Das Gilgamesch-Epos

  • Hallo zusammen!


    Eigentlich schon fast eine Lektüre für zwischendurch: Das älteste überlieferte Epos der Menschheit, iirc: Das Gilgamesch-Epos. Es passiert eigentlich nicht viel, bzw. die Teile, wo "Action" wäre, sind offenbar nur bruchstückweise überliefert.

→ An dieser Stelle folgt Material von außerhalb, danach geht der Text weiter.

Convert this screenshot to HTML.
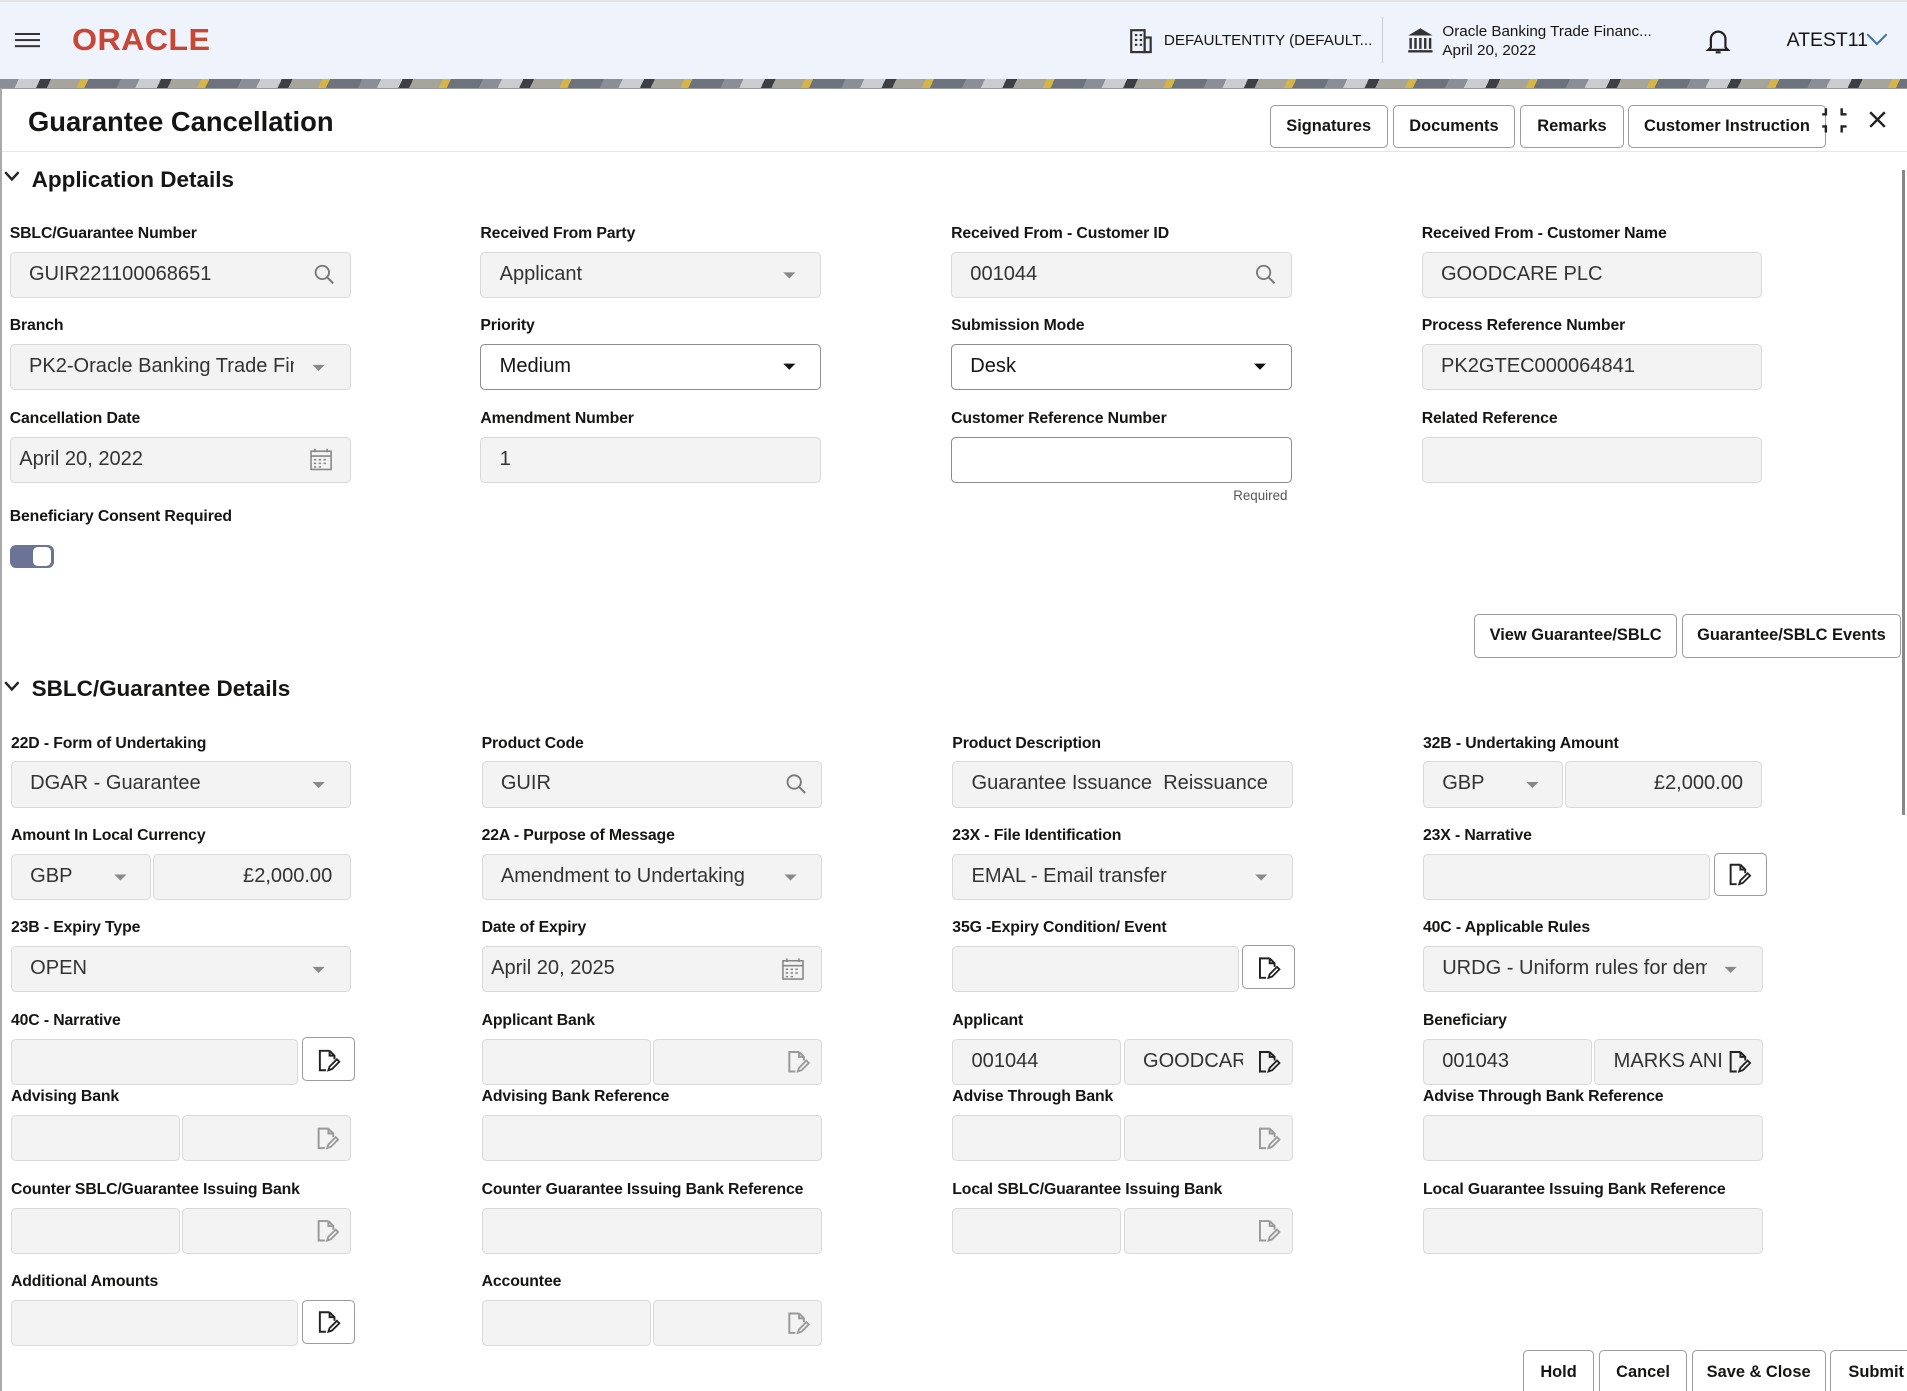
<!DOCTYPE html>
<html><head><meta charset="utf-8"><style>
*{box-sizing:border-box;margin:0;padding:0}
html,body{width:1907px;height:1391px;overflow:hidden;background:#fff}
#root{position:relative;width:1568px;height:1144px;zoom:1.21620;font-family:"Liberation Sans",sans-serif;color:#161513;overflow:hidden}
.a{position:absolute}
.hdr{left:0;top:0;width:1568px;height:65px;background:#eff3fb;border-top:2px solid #e4e4e4}
.band{left:0;top:65px;width:1568px;height:8px;background:repeating-linear-gradient(115deg,#8a8e96 0 14px,#c9ccd1 14px 30px,#3d3f44 30px 38px,#a7a49c 38px 60px,#d7b545 60px 66px,#6d737d 66px 90px)}
.panel{left:0;top:72px;width:1568px;height:1072px;background:#fff;border-left:2px solid #aaa;border-top:1px solid #999}
.l{font-size:13px;font-weight:bold;color:#161513;white-space:nowrap;letter-spacing:-0.1px}
.f{height:38px;border:1px solid #d9d9d9;border-radius:4px;background:#f3f3f3;font-size:16.5px;color:#333;padding:0 15px;line-height:36px;white-space:nowrap;overflow:hidden}
.e{background:#fff;border-color:#8c8c8c;color:#161513}
.btn{height:35px;border:1px solid #9c9c9c;border-radius:4px;background:#fff;font-size:13.5px;font-weight:bold;text-align:center;line-height:33px;color:#161513;white-space:nowrap}
.sec{font-size:18.5px;font-weight:bold}
</style></head><body><div id="root">
<div class="a hdr"></div>
<div class="a" style="left:12px;top:27px;width:21px;height:2px;background:#333;box-shadow:0 5px 0 #333,0 10px 0 #333"></div>
<div class="a" style="left:59px;top:19px;font-size:25px;font-weight:bold;color:#c74634;letter-spacing:0.3px;transform:scaleX(1.06);transform-origin:left">ORACLE</div>
<svg class="a" style="left:929px;top:24px" width="18" height="20" viewBox="0 0 18 20"><rect x="1" y="1" width="11" height="18" fill="none" stroke="#333" stroke-width="1.8"/><rect x="12" y="7" width="5" height="12" fill="none" stroke="#333" stroke-width="1.8"/><path d="M4 5h2M8 5h2M4 9h2M8 9h2M4 13h2M8 13h2" stroke="#333" stroke-width="1.8"/></svg>
<div class="a" style="left:957px;top:26px;font-size:12.5px;color:#161513">DEFAULTENTITY (DEFAULT...</div>
<div class="a" style="left:1136px;top:14px;width:1px;height:38px;background:#ccc"></div>
<svg class="a" style="left:1157px;top:22px" width="22" height="22" viewBox="0 0 22 22"><path d="M1 7L11 1L21 7Z" fill="#333"/><path d="M3 9v9M7 9v9M11 9v9M15 9v9M19 9v9M1 20h20" stroke="#333" stroke-width="2"/></svg>
<div class="a" style="left:1186px;top:18px;font-size:12.5px;line-height:16px">Oracle Banking Trade Financ...<br>April 20, 2022</div>
<svg class="a" style="left:1403px;top:23px" width="20" height="22" viewBox="0 0 20 22"><path d="M4 16V9a6 6 0 0 1 12 0v7l2 2H2z M8 20h4" fill="none" stroke="#222" stroke-width="1.8"/></svg>
<div class="a" style="left:1469px;top:24px;font-size:16px">ATEST11</div>
<svg class="a" style="left:1534px;top:27px" width="18" height="11" viewBox="0 0 18 11"><path d="M1 1l8 8 8-8" fill="none" stroke="#3a6ea5" stroke-width="1.6"/></svg>
<div class="a band"></div>
<div class="a panel"></div>
<div class="a" style="left:23px;top:87px;font-size:22.5px;font-weight:bold">Guarantee Cancellation</div>
<div class="a btn" style="left:1044px;top:86px;width:97px;height:36px;line-height:34px">Signatures</div>
<div class="a btn" style="left:1145px;top:86px;width:101px;height:36px;line-height:34px">Documents</div>
<div class="a btn" style="left:1250px;top:86px;width:85px;height:36px;line-height:34px">Remarks</div>
<div class="a btn" style="left:1339px;top:86px;width:162px;height:36px;line-height:34px">Customer Instruction</div>
<svg class="a" style="left:1497px;top:88px" width="24" height="22" viewBox="0 0 24 22"><path d="M4 1v5H1M17 1v5h4M4 21v-5H1M17 21v-5h4" fill="none" stroke="#222" stroke-width="2"/></svg>
<svg class="a" style="left:1537px;top:91px" width="14" height="14" viewBox="0 0 14 14"><path d="M1 1l12 12M13 1L1 13" stroke="#222" stroke-width="2"/></svg>
<div class="a" style="left:2px;top:124px;width:1566px;height:1px;background:#e6e6e6"></div>
<svg class="a" style="left:3px;top:141px" width="13" height="9" viewBox="0 0 13 9"><path d="M1 1l5.5 6L12 1" fill="none" stroke="#222" stroke-width="2"/></svg>
<div class="a sec" style="left:26px;top:137px">Application Details</div>
<div class="a" style="left:1564px;top:140px;width:2px;height:530px;background:#888"></div>

<div class="a l" style="left:8px;top:185px">SBLC/Guarantee Number</div>
<div class="a f" style="left:8px;top:207px;width:281px">GUIR221100068651</div>
<div class="a l" style="left:395px;top:185px">Received From Party</div>
<div class="a f" style="left:395px;top:207px;width:280px">Applicant</div>
<div class="a l" style="left:782px;top:185px">Received From - Customer ID</div>
<div class="a f" style="left:782px;top:207px;width:280px">001044</div>
<div class="a l" style="left:1169px;top:185px">Received From - Customer Name</div>
<div class="a f" style="left:1169px;top:207px;width:280px">GOODCARE PLC</div>

<div class="a l" style="left:8px;top:261px">Branch</div>
<div class="a f" style="left:8px;top:283px;width:281px"><div style="width:218px;overflow:hidden">PK2-Oracle Banking Trade Fina</div></div>
<div class="a l" style="left:395px;top:261px">Priority</div>
<div class="a f e" style="left:395px;top:283px;width:280px">Medium</div>
<div class="a l" style="left:782px;top:261px">Submission Mode</div>
<div class="a f e" style="left:782px;top:283px;width:280px">Desk</div>
<div class="a l" style="left:1169px;top:261px">Process Reference Number</div>
<div class="a f" style="left:1169px;top:283px;width:280px">PK2GTEC000064841</div>

<div class="a l" style="left:8px;top:337px">Cancellation Date</div>
<div class="a f" style="left:8px;top:359px;width:281px;padding-left:7px">April 20, 2022</div>
<div class="a l" style="left:395px;top:337px">Amendment Number</div>
<div class="a f" style="left:395px;top:359px;width:280px">1</div>
<div class="a l" style="left:782px;top:337px">Customer Reference Number</div>
<div class="a f e" style="left:782px;top:359px;width:280px"></div>
<div class="a" style="left:1014px;top:401px;font-size:11px;color:#555">Required</div>
<div class="a l" style="left:1169px;top:337px">Related Reference</div>
<div class="a f" style="left:1169px;top:359px;width:280px"></div>
<div class="a l" style="left:8px;top:418px">Beneficiary Consent Required</div>
<div class="a" style="left:8px;top:448px;width:36px;height:19px;border-radius:5px;background:#6b7396"></div>
<div class="a" style="left:27px;top:450px;width:15px;height:15px;border-radius:4px;background:#fff"></div>
<div class="a btn" style="left:1212px;top:505px;width:167px;height:36px;line-height:34px">View Guarantee/SBLC</div>
<div class="a btn" style="left:1383px;top:505px;width:180px;height:36px;line-height:34px">Guarantee/SBLC Events</div>

<svg class="a" style="left:3px;top:560px" width="13" height="9" viewBox="0 0 13 9"><path d="M1 1l5.5 6L12 1" fill="none" stroke="#222" stroke-width="2"/></svg>
<div class="a sec" style="left:26px;top:556px">SBLC/Guarantee Details</div>

<div class="a l" style="left:9px;top:604px">22D - Form of Undertaking</div>
<div class="a f" style="left:9px;top:626px;width:280px">DGAR - Guarantee</div>
<div class="a l" style="left:396px;top:604px">Product Code</div>
<div class="a f" style="left:396px;top:626px;width:280px">GUIR</div>
<div class="a l" style="left:783px;top:604px">Product Description</div>
<div class="a f" style="left:783px;top:626px;width:280px"><div style="width:248px;overflow:hidden">Guarantee Issuance&nbsp; Reissuance up</div></div>
<div class="a l" style="left:1170px;top:604px">32B - Undertaking Amount</div>
<div class="a f" style="left:1170px;top:626px;width:115px">GBP</div>
<div class="a f" style="left:1287px;top:626px;width:162px;text-align:right">£2,000.00</div>

<div class="a l" style="left:9px;top:680px">Amount In Local Currency</div>
<div class="a f" style="left:9px;top:702px;width:115px">GBP</div>
<div class="a f" style="left:126px;top:702px;width:163px;text-align:right">£2,000.00</div>
<div class="a l" style="left:396px;top:680px">22A - Purpose of Message</div>
<div class="a f" style="left:396px;top:702px;width:280px">Amendment to Undertaking</div>
<div class="a l" style="left:783px;top:680px">23X - File Identification</div>
<div class="a f" style="left:783px;top:702px;width:280px">EMAL - Email transfer</div>
<div class="a l" style="left:1170px;top:680px">23X - Narrative</div>
<div class="a f" style="left:1170px;top:702px;width:236px"></div>
<div class="a btn" style="left:1409px;top:701px;width:44px;height:36px"></div>

<div class="a l" style="left:9px;top:756px">23B - Expiry Type</div>
<div class="a f" style="left:9px;top:778px;width:280px">OPEN</div>
<div class="a l" style="left:396px;top:756px">Date of Expiry</div>
<div class="a f" style="left:396px;top:778px;width:280px;padding-left:7px">April 20, 2025</div>
<div class="a l" style="left:783px;top:756px">35G -Expiry Condition/ Event</div>
<div class="a f" style="left:783px;top:778px;width:236px"></div>
<div class="a btn" style="left:1021px;top:777px;width:44px;height:36px"></div>
<div class="a l" style="left:1170px;top:756px">40C - Applicable Rules</div>
<div class="a f" style="left:1170px;top:778px;width:280px"><div style="width:218px;overflow:hidden">URDG - Uniform rules for dema</div></div>

<div class="a l" style="left:9px;top:832px">40C - Narrative</div>
<div class="a f" style="left:9px;top:854px;width:236px"></div>
<div class="a btn" style="left:248px;top:853px;width:44px;height:36px"></div>
<div class="a l" style="left:396px;top:832px">Applicant Bank</div>
<div class="a f" style="left:396px;top:854px;width:139px"></div>
<div class="a f" style="left:537px;top:854px;width:139px"></div>
<div class="a l" style="left:783px;top:832px">Applicant</div>
<div class="a f" style="left:783px;top:854px;width:139px">001044</div>
<div class="a f" style="left:924px;top:854px;width:139px"><div style="width:82px;overflow:hidden">GOODCARE</div></div>
<div class="a l" style="left:1170px;top:832px">Beneficiary</div>
<div class="a f" style="left:1170px;top:854px;width:139px">001043</div>
<div class="a f" style="left:1311px;top:854px;width:139px"><div style="width:88px;overflow:hidden">MARKS ANI</div></div>

<div class="a l" style="left:9px;top:895px">Advising Bank</div>
<div class="a f" style="left:9px;top:917px;width:139px"></div>
<div class="a f" style="left:150px;top:917px;width:139px"></div>
<div class="a l" style="left:396px;top:895px">Advising Bank Reference</div>
<div class="a f" style="left:396px;top:917px;width:280px"></div>
<div class="a l" style="left:783px;top:895px">Advise Through Bank</div>
<div class="a f" style="left:783px;top:917px;width:139px"></div>
<div class="a f" style="left:924px;top:917px;width:139px"></div>
<div class="a l" style="left:1170px;top:895px">Advise Through Bank Reference</div>
<div class="a f" style="left:1170px;top:917px;width:280px"></div>

<div class="a l" style="left:9px;top:971px">Counter SBLC/Guarantee Issuing Bank</div>
<div class="a f" style="left:9px;top:993px;width:139px"></div>
<div class="a f" style="left:150px;top:993px;width:139px"></div>
<div class="a l" style="left:396px;top:971px">Counter Guarantee Issuing Bank Reference</div>
<div class="a f" style="left:396px;top:993px;width:280px"></div>
<div class="a l" style="left:783px;top:971px">Local SBLC/Guarantee Issuing Bank</div>
<div class="a f" style="left:783px;top:993px;width:139px"></div>
<div class="a f" style="left:924px;top:993px;width:139px"></div>
<div class="a l" style="left:1170px;top:971px">Local Guarantee Issuing Bank Reference</div>
<div class="a f" style="left:1170px;top:993px;width:280px"></div>

<div class="a l" style="left:9px;top:1047px">Additional Amounts</div>
<div class="a f" style="left:9px;top:1069px;width:236px"></div>
<div class="a btn" style="left:248px;top:1069px;width:44px;height:36px"></div>
<div class="a l" style="left:396px;top:1047px">Accountee</div>
<div class="a f" style="left:396px;top:1069px;width:139px"></div>
<div class="a f" style="left:537px;top:1069px;width:139px"></div>

<div class="a btn" style="left:1252px;top:1110px;width:59px;height:40px;line-height:36px">Hold</div>
<div class="a btn" style="left:1315px;top:1110px;width:72px;height:40px;line-height:36px">Cancel</div>
<div class="a btn" style="left:1391px;top:1110px;width:110px;height:40px;line-height:36px">Save &amp; Close</div>
<div class="a btn" style="left:1505px;top:1110px;width:70px;height:40px;line-height:36px;text-align:left;padding-left:14px">Submit</div>

<svg class="a" style="left:0;top:0;pointer-events:none" width="1568" height="1144">
<defs>
<g id="srch"><circle cx="6" cy="6" r="5.5" fill="none" stroke="#777" stroke-width="1.5"/><path d="M10 10l5 5" stroke="#777" stroke-width="1.6"/></g>
<path id="car" d="M0 0h10l-5 5z"/>
<g id="cal"><rect x="0.75" y="2" width="16.5" height="15" fill="none" stroke="#888" stroke-width="1.3"/><path d="M1 6h16M4 0v3M14 0v3M3 9h2M7 9h2M11 9h2M3 12h2M7 12h2M11 12h2M3 15h2M7 15h2" stroke="#888" stroke-width="1.3"/></g>
<g id="doc"><path d="M9 1H1v16h5M9 1l4 4v3M9 1v4h4" fill="none" stroke-width="1.6"/><path d="M8 17l1-3 6-6 2 2-6 6z" fill="none" stroke-width="1.5"/></g>
</defs>
<use href="#srch" x="259" y="218"/><use href="#srch" x="1033" y="218"/><use href="#srch" x="647" y="637"/>
<use href="#car" x="644" y="224" fill="#888"/>
<use href="#car" x="257" y="300" fill="#888"/>
<use href="#car" x="644" y="299" fill="#111"/>
<use href="#car" x="1031" y="299" fill="#111"/>
<use href="#car" x="257" y="643" fill="#888"/>
<use href="#car" x="1255" y="643" fill="#888"/>
<use href="#car" x="94" y="719" fill="#888"/>
<use href="#car" x="645" y="719" fill="#888"/>
<use href="#car" x="1032" y="719" fill="#888"/>
<use href="#car" x="257" y="795" fill="#888"/>
<use href="#car" x="1418" y="795" fill="#888"/>
<use href="#cal" x="255" y="369"/><use href="#cal" x="643" y="788"/>
<use href="#doc" x="1422" y="710" stroke="#222"/>
<use href="#doc" x="1035" y="787" stroke="#222"/>
<use href="#doc" x="262" y="863" stroke="#222"/>
<use href="#doc" x="262" y="1078" stroke="#222"/>
<use href="#doc" x="1035" y="864" stroke="#222"/>
<use href="#doc" x="1422" y="864" stroke="#222"/>
<use href="#doc" x="648" y="864" stroke="#999"/>
<use href="#doc" x="261" y="927" stroke="#999"/>
<use href="#doc" x="1035" y="927" stroke="#999"/>
<use href="#doc" x="261" y="1003" stroke="#999"/>
<use href="#doc" x="1035" y="1003" stroke="#999"/>
<use href="#doc" x="648" y="1079" stroke="#999"/>
</svg>
</div></body></html>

    Es geht um Freundschaft - nämlich die zwischen Gilgamesch (ein Drittel Mensch, zwei Drittel Gott - woher diese seltsame Mischung kommt, wird nicht erklärt, sie spielt auch keine Rolle für die Handlung) und Enkidu - und es geht um die menschliche Angst vor dem Sterben bzw. des Menschen Sehnsucht nach Unsterblichkeit. Denn Enkidu stirbt, und Gilgamesch macht sich auf die Suche nach dem Grund. Er dringt bis zu den Göttern vor, wo ihm ein Gewächs zu Teil wird, das die Toten auferwecken kann. Leider verliert er es auf dem Heimweg, und so bleibt ihm nur die Trauer und der Stolz auf die Stadtmauer von Uruk, der sumerischen Stadt, die er beherrschte.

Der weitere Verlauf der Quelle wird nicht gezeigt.